Your goal — Which lines hold the word "components"? Copy each of them.

Raw data —
════

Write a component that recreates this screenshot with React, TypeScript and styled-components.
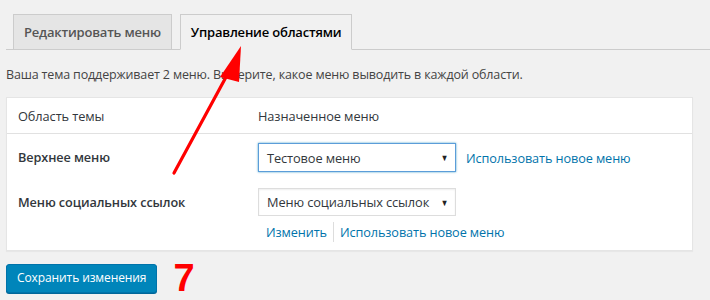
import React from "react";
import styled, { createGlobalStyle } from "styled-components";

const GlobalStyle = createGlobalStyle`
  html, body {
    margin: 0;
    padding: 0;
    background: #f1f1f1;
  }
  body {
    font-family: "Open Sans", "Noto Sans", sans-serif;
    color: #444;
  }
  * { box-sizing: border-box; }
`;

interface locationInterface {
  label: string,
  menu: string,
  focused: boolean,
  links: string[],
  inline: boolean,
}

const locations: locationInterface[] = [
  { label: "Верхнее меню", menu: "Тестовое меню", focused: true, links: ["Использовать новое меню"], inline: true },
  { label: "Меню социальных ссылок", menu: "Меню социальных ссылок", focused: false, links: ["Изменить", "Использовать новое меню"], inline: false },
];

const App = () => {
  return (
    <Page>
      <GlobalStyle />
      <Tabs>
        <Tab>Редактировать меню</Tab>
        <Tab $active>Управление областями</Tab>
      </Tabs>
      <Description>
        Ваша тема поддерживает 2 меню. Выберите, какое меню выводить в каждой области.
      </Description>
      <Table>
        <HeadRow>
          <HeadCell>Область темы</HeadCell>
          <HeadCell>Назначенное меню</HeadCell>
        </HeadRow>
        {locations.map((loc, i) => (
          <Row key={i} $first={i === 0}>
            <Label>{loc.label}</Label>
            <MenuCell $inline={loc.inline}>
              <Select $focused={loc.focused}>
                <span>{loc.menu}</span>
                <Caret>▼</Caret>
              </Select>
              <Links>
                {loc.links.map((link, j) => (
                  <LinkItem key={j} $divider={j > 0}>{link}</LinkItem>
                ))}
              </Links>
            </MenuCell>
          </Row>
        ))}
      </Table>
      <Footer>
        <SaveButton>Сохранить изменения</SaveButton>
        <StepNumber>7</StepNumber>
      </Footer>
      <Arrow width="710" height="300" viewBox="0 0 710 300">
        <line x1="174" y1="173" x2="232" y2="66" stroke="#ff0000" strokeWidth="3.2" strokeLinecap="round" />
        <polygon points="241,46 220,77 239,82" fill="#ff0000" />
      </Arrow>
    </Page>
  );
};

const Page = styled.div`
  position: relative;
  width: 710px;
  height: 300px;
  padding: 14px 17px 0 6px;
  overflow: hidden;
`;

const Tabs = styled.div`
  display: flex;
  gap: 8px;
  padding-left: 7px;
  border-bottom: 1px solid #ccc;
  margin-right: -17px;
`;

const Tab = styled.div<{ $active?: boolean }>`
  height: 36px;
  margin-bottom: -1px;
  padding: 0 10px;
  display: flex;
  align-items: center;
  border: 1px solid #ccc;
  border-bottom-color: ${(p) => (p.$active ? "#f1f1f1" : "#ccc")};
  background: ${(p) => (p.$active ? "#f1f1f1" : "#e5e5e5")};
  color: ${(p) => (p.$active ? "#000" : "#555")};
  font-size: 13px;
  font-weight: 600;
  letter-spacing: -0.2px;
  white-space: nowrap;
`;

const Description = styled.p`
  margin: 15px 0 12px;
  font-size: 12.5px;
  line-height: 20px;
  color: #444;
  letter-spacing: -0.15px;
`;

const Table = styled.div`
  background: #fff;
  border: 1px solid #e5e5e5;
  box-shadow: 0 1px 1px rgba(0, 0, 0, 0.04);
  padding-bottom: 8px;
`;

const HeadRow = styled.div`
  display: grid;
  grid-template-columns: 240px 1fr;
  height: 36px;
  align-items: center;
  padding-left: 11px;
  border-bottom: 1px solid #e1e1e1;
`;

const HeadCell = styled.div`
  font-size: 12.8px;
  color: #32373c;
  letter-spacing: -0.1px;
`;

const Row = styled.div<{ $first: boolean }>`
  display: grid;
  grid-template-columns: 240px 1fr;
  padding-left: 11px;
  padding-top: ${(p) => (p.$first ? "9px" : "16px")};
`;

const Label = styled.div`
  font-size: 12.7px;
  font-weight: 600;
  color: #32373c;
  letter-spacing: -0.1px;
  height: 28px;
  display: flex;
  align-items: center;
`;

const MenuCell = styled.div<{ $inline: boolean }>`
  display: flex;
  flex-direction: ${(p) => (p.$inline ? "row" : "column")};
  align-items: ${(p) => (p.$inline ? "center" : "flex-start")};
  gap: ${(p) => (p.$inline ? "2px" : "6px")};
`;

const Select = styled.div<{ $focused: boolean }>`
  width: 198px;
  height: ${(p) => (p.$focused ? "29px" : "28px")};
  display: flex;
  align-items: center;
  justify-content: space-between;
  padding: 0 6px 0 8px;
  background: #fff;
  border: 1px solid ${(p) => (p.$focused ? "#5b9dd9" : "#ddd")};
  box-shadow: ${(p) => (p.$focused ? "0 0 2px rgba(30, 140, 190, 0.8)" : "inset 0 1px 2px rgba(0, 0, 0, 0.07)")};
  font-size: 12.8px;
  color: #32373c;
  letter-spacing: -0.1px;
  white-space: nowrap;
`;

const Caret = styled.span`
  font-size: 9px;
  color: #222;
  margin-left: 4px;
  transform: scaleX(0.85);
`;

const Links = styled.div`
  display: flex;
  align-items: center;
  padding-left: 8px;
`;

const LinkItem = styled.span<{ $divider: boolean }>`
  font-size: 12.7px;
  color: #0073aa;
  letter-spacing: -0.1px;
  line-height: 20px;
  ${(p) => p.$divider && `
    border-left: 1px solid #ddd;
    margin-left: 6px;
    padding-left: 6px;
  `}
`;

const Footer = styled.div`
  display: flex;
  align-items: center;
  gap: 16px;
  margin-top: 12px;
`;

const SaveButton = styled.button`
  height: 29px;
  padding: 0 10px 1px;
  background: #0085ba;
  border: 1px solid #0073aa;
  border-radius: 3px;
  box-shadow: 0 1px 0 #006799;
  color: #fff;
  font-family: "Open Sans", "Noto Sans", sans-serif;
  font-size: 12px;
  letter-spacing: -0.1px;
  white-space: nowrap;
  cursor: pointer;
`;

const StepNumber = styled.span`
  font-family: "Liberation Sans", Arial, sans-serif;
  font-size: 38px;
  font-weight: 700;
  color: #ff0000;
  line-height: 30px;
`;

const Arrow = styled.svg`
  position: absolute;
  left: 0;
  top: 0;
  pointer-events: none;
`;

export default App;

════

The reply —
Write a component that recreates this screenshot with React, TypeScript and styled-components.
import styled, { createGlobalStyle } from "styled-components";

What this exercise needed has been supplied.